* **Material**:
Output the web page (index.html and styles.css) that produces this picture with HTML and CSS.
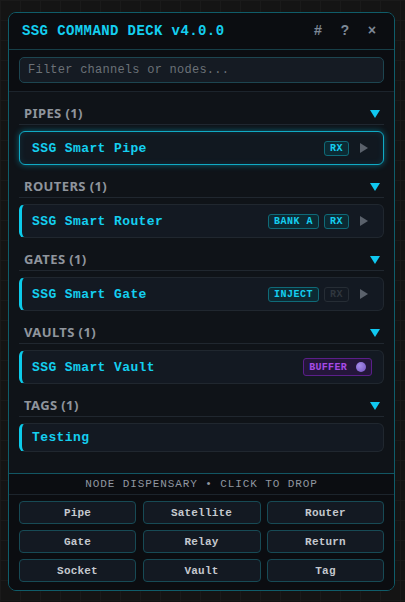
FILE: index.html
```html
<!DOCTYPE html>
<html lang="en">
<head>
  <meta charset="UTF-8">
  <meta name="viewport" content="width=device-width, initial-scale=1">
  <title>SSG Command Deck</title>
  <link rel="stylesheet" href="styles.css">
</head>
<body>
  <div class="deck">
    <div class="deck-head">
      <div class="title">SSG COMMAND DECK v4.0.0</div>
      <div class="head-icons">
        <span>#</span>
        <span>?</span>
        <span>×</span>
      </div>
    </div>

    <div class="search">
      <input type="text" placeholder="Filter channels or nodes...">
    </div>

    <div class="list">
      <div class="group">
        <div class="group-head"><span>PIPES (1)</span><span class="caret"></span></div>
        <div class="node selected">
          <span class="node-name">SSG Smart Pipe</span>
          <span class="tags"><span class="badge">RX</span><span class="arrow"></span></span>
        </div>
      </div>

      <div class="group">
        <div class="group-head"><span>ROUTERS (1)</span><span class="caret"></span></div>
        <div class="node">
          <span class="node-name">SSG Smart Router</span>
          <span class="tags"><span class="badge">BANK A</span><span class="badge">RX</span><span class="arrow"></span></span>
        </div>
      </div>

      <div class="group">
        <div class="group-head"><span>GATES (1)</span><span class="caret"></span></div>
        <div class="node">
          <span class="node-name">SSG Smart Gate</span>
          <span class="tags"><span class="badge">INJECT</span><span class="badge off">RX</span><span class="arrow"></span></span>
        </div>
      </div>

      <div class="group">
        <div class="group-head"><span>VAULTS (1)</span><span class="caret"></span></div>
        <div class="node">
          <span class="node-name">SSG Smart Vault</span>
          <span class="tags"><span class="buffer">BUFFER <i class="dot"></i></span></span>
        </div>
      </div>

      <div class="group">
        <div class="group-head"><span>TAGS (1)</span><span class="caret"></span></div>
        <div class="node short">
          <span class="node-name">Testing</span>
        </div>
      </div>
    </div>

    <div class="dispensary">
      <div class="disp-title">NODE DISPENSARY • CLICK TO DROP</div>
      <div class="disp-grid">
        <button>Pipe</button>
        <button>Satellite</button>
        <button>Router</button>
        <button>Gate</button>
        <button>Relay</button>
        <button>Return</button>
        <button>Socket</button>
        <button>Vault</button>
        <button>Tag</button>
      </div>
    </div>
  </div>
</body>
</html>
```

FILE: styles.css
```css
body {
  margin: 0;
  height: 602px;
  background-color: #141414;
  background-image:
    linear-gradient(#1a1a1a 1px, transparent 1px),
    linear-gradient(90deg, #1a1a1a 1px, transparent 1px);
  background-size: 20px 20px;
  font-family: "Liberation Mono", "Courier New", monospace;
  overflow: hidden;
}

.deck {
  margin: 12px 0 0 8px;
  width: 385px;
  height: 577px;
  border: 1px solid #0f5c69;
  border-radius: 8px;
  background: #0f1318;
  display: flex;
  flex-direction: column;
  overflow: hidden;
}

.deck-head {
  height: 36px;
  display: flex;
  align-items: center;
  justify-content: space-between;
  padding: 0 17px 0 13px;
  background: #0b0d11;
  border-bottom: 1px solid #173f48;
}

.title {
  color: #14cff0;
  font-weight: bold;
  font-size: 14px;
  letter-spacing: 0.4px;
}

.head-icons {
  display: flex;
  gap: 17px;
  color: #7d8896;
  font-size: 14px;
  font-weight: bold;
}

.head-icons span {
  width: 10px;
  text-align: center;
}

.search {
  padding: 7px 10px 8px;
  border-bottom: 1px solid #1c242c;
  background: #0b0d11;
}

.search input {
  display: block;
  box-sizing: border-box;
  width: 100%;
  height: 26px;
  background: #151b23;
  border: 1px solid #1d4550;
  border-radius: 5px;
  padding: 0 8px;
  font-family: "Liberation Mono", monospace;
  font-size: 12px;
  letter-spacing: 0.25px;
  color: #c9d1d9;
  outline: none;
}

.search input::placeholder {
  color: #6b7177;
}

.list {
  flex: 1;
  padding: 7px 10px 0;
  background: #0f1318;
}

.group {
  margin-bottom: 7px;
}

.group-head {
  display: flex;
  justify-content: space-between;
  align-items: center;
  padding: 6px 4px 3px 5px;
  line-height: 16px;
  border-bottom: 1px solid #20272f;
  margin-bottom: 6px;
  font-family: "Noto Sans", sans-serif;
  font-weight: bold;
  font-size: 13px;
  letter-spacing: 0.4px;
  color: #8f959d;
}

.caret {
  width: 0;
  height: 0;
  border-left: 5px solid transparent;
  border-right: 5px solid transparent;
  border-top: 8px solid #10c8f0;
  margin-top: 2px;
}

.node {
  height: 32px;
  display: flex;
  align-items: center;
  justify-content: space-between;
  padding: 0 15px 0 10px;
  background: #131922;
  border: 1px solid #20272f;
  border-left: 3px solid #0ccbeb;
  border-radius: 6px;
}

.node.selected {
  padding-left: 12px;
  border: 1px solid #10aac4;
  background: #111820;
  box-shadow: 0 0 6px rgba(0, 200, 240, 0.45), inset 0 0 6px rgba(0, 200, 240, 0.12);
}

.node.short {
  height: 27px;
}

.node-name {
  color: #14cff0;
  font-weight: bold;
  font-size: 13px;
  letter-spacing: 0.4px;
}

.tags {
  display: flex;
  align-items: center;
  gap: 5px;
}

.badge {
  height: 13px;
  line-height: 13px;
  padding: 0 5px;
  border: 1px solid #0f6a78;
  border-radius: 3px;
  background: #0c2a33;
  color: #14cff0;
  font-weight: bold;
  font-size: 10px;
  letter-spacing: 0.5px;
}

.badge.off {
  border-color: #262d35;
  background: transparent;
  color: #2f363e;
}

.arrow {
  width: 0;
  height: 0;
  border-top: 5px solid transparent;
  border-bottom: 5px solid transparent;
  border-left: 8px solid #5a616b;
  margin-left: 6px;
}

.buffer {
  display: flex;
  align-items: center;
  gap: 9px;
  height: 16px;
  padding: 0 5px 0 5px;
  border: 1px solid #5b1f8a;
  border-radius: 3px;
  background: #24163a;
  color: #a64ae6;
  font-weight: bold;
  font-size: 10px;
  letter-spacing: 0.3px;
  margin-right: -4px;
}

.dot {
  width: 10px;
  height: 10px;
  border-radius: 50%;
  background: radial-gradient(circle at 35% 35%, #a58ce8, #7552c4);
}

.dispensary {
  border-top: 1px solid #125663;
  background: #0b0d11;
}

.disp-title {
  height: 20px;
  line-height: 20px;
  text-align: center;
  color: #9097a0;
  font-size: 11px;
  letter-spacing: 0.9px;
  border-bottom: 1px solid #1c242c;
}

.disp-grid {
  display: grid;
  grid-template-columns: 117px 118px 117px;
  justify-content: space-between;
  gap: 6px;
  padding: 6px 10px 8px;
}

.disp-grid button {
  height: 23px;
  padding: 0;
  background: #131922;
  border: 1px solid #174a55;
  border-radius: 4px;
  color: #c4c8ce;
  font-family: "Liberation Mono", monospace;
  font-weight: bold;
  font-size: 11px;
  letter-spacing: 0.2px;
  cursor: pointer;
}
```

* **What the task asks**:
In your copy of the listing above, reproduce each line exactly and omit all pictures.

* **Written response**:
Output the web page (index.html and styles.css) that produces this picture with HTML and CSS.
FILE: index.html
```html
<!DOCTYPE html>
<html lang="en">
<head>
  <meta charset="UTF-8">
  <meta name="viewport" content="width=device-width, initial-scale=1">
  <title>SSG Command Deck</title>
  <link rel="stylesheet" href="styles.css">
</head>
<body>
  <div class="deck">
    <div class="deck-head">
      <div class="title">SSG COMMAND DECK v4.0.0</div>
      <div class="head-icons">
        <span>#</span>
        <span>?</span>
        <span>×</span>
      </div>
    </div>

    <div class="search">
      <input type="text" placeholder="Filter channels or nodes...">
    </div>

    <div class="list">
      <div class="group">
        <div class="group-head"><span>PIPES (1)</span><span class="caret"></span></div>
        <div class="node selected">
          <span class="node-name">SSG Smart Pipe</span>
          <span class="tags"><span class="badge">RX</span><span class="arrow"></span></span>
        </div>
      </div>

      <div class="group">
        <div class="group-head"><span>ROUTERS (1)</span><span class="caret"></span></div>
        <div class="node">
          <span class="node-name">SSG Smart Router</span>
          <span class="tags"><span class="badge">BANK A</span><span class="badge">RX</span><span class="arrow"></span></span>
        </div>
      </div>

      <div class="group">
        <div class="group-head"><span>GATES (1)</span><span class="caret"></span></div>
        <div class="node">
          <span class="node-name">SSG Smart Gate</span>
          <span class="tags"><span class="badge">INJECT</span><span class="badge off">RX</span><span class="arrow"></span></span>
        </div>
      </div>

      <div class="group">
        <div class="group-head"><span>VAULTS (1)</span><span class="caret"></span></div>
        <div class="node">
          <span class="node-name">SSG Smart Vault</span>
          <span class="tags"><span class="buffer">BUFFER <i class="dot"></i></span></span>
        </div>
      </div>

      <div class="group">
        <div class="group-head"><span>TAGS (1)</span><span class="caret"></span></div>
        <div class="node short">
          <span class="node-name">Testing</span>
        </div>
      </div>
    </div>

    <div class="dispensary">
      <div class="disp-title">NODE DISPENSARY • CLICK TO DROP</div>
      <div class="disp-grid">
        <button>Pipe</button>
        <button>Satellite</button>
        <button>Router</button>
        <button>Gate</button>
        <button>Relay</button>
        <button>Return</button>
        <button>Socket</button>
        <button>Vault</button>
        <button>Tag</button>
      </div>
    </div>
  </div>
</body>
</html>
```

FILE: styles.css
```css
body {
  margin: 0;
  height: 602px;
  background-color: #141414;
  background-image:
    linear-gradient(#1a1a1a 1px, transparent 1px),
    linear-gradient(90deg, #1a1a1a 1px, transparent 1px);
  background-size: 20px 20px;
  font-family: "Liberation Mono", "Courier New", monospace;
  overflow: hidden;
}

.deck {
  margin: 12px 0 0 8px;
  width: 385px;
  height: 577px;
  border: 1px solid #0f5c69;
  border-radius: 8px;
  background: #0f1318;
  display: flex;
  flex-direction: column;
  overflow: hidden;
}

.deck-head {
  height: 36px;
  display: flex;
  align-items: center;
  justify-content: space-between;
  padding: 0 17px 0 13px;
  background: #0b0d11;
  border-bottom: 1px solid #173f48;
}

.title {
  color: #14cff0;
  font-weight: bold;
  font-size: 14px;
  letter-spacing: 0.4px;
}

.head-icons {
  display: flex;
  gap: 17px;
  color: #7d8896;
  font-size: 14px;
  font-weight: bold;
}

.head-icons span {
  width: 10px;
  text-align: center;
}

.search {
  padding: 7px 10px 8px;
  border-bottom: 1px solid #1c242c;
  background: #0b0d11;
}

.search input {
  display: block;
  box-sizing: border-box;
  width: 100%;
  height: 26px;
  background: #151b23;
  border: 1px solid #1d4550;
  border-radius: 5px;
  padding: 0 8px;
  font-family: "Liberation Mono", monospace;
  font-size: 12px;
  letter-spacing: 0.25px;
  color: #c9d1d9;
  outline: none;
}

.search input::placeholder {
  color: #6b7177;
}

.list {
  flex: 1;
  padding: 7px 10px 0;
  background: #0f1318;
}

.group {
  margin-bottom: 7px;
}

.group-head {
  display: flex;
  justify-content: space-between;
  align-items: center;
  padding: 6px 4px 3px 5px;
  line-height: 16px;
  border-bottom: 1px solid #20272f;
  margin-bottom: 6px;
  font-family: "Noto Sans", sans-serif;
  font-weight: bold;
  font-size: 13px;
  letter-spacing: 0.4px;
  color: #8f959d;
}

.caret {
  width: 0;
  height: 0;
  border-left: 5px solid transparent;
  border-right: 5px solid transparent;
  border-top: 8px solid #10c8f0;
  margin-top: 2px;
}

.node {
  height: 32px;
  display: flex;
  align-items: center;
  justify-content: space-between;
  padding: 0 15px 0 10px;
  background: #131922;
  border: 1px solid #20272f;
  border-left: 3px solid #0ccbeb;
  border-radius: 6px;
}

.node.selected {
  padding-left: 12px;
  border: 1px solid #10aac4;
  background: #111820;
  box-shadow: 0 0 6px rgba(0, 200, 240, 0.45), inset 0 0 6px rgba(0, 200, 240, 0.12);
}

.node.short {
  height: 27px;
}

.node-name {
  color: #14cff0;
  font-weight: bold;
  font-size: 13px;
  letter-spacing: 0.4px;
}

.tags {
  display: flex;
  align-items: center;
  gap: 5px;
}

.badge {
  height: 13px;
  line-height: 13px;
  padding: 0 5px;
  border: 1px solid #0f6a78;
  border-radius: 3px;
  background: #0c2a33;
  color: #14cff0;
  font-weight: bold;
  font-size: 10px;
  letter-spacing: 0.5px;
}

.badge.off {
  border-color: #262d35;
  background: transparent;
  color: #2f363e;
}

.arrow {
  width: 0;
  height: 0;
  border-top: 5px solid transparent;
  border-bottom: 5px solid transparent;
  border-left: 8px solid #5a616b;
  margin-left: 6px;
}

.buffer {
  display: flex;
  align-items: center;
  gap: 9px;
  height: 16px;
  padding: 0 5px 0 5px;
  border: 1px solid #5b1f8a;
  border-radius: 3px;
  background: #24163a;
  color: #a64ae6;
  font-weight: bold;
  font-size: 10px;
  letter-spacing: 0.3px;
  margin-right: -4px;
}

.dot {
  width: 10px;
  height: 10px;
  border-radius: 50%;
  background: radial-gradient(circle at 35% 35%, #a58ce8, #7552c4);
}

.dispensary {
  border-top: 1px solid #125663;
  background: #0b0d11;
}

.disp-title {
  height: 20px;
  line-height: 20px;
  text-align: center;
  color: #9097a0;
  font-size: 11px;
  letter-spacing: 0.9px;
  border-bottom: 1px solid #1c242c;
}

.disp-grid {
  display: grid;
  grid-template-columns: 117px 118px 117px;
  justify-content: space-between;
  gap: 6px;
  padding: 6px 10px 8px;
}

.disp-grid button {
  height: 23px;
  padding: 0;
  background: #131922;
  border: 1px solid #174a55;
  border-radius: 4px;
  color: #c4c8ce;
  font-family: "Liberation Mono", monospace;
  font-weight: bold;
  font-size: 11px;
  letter-spacing: 0.2px;
  cursor: pointer;
}
```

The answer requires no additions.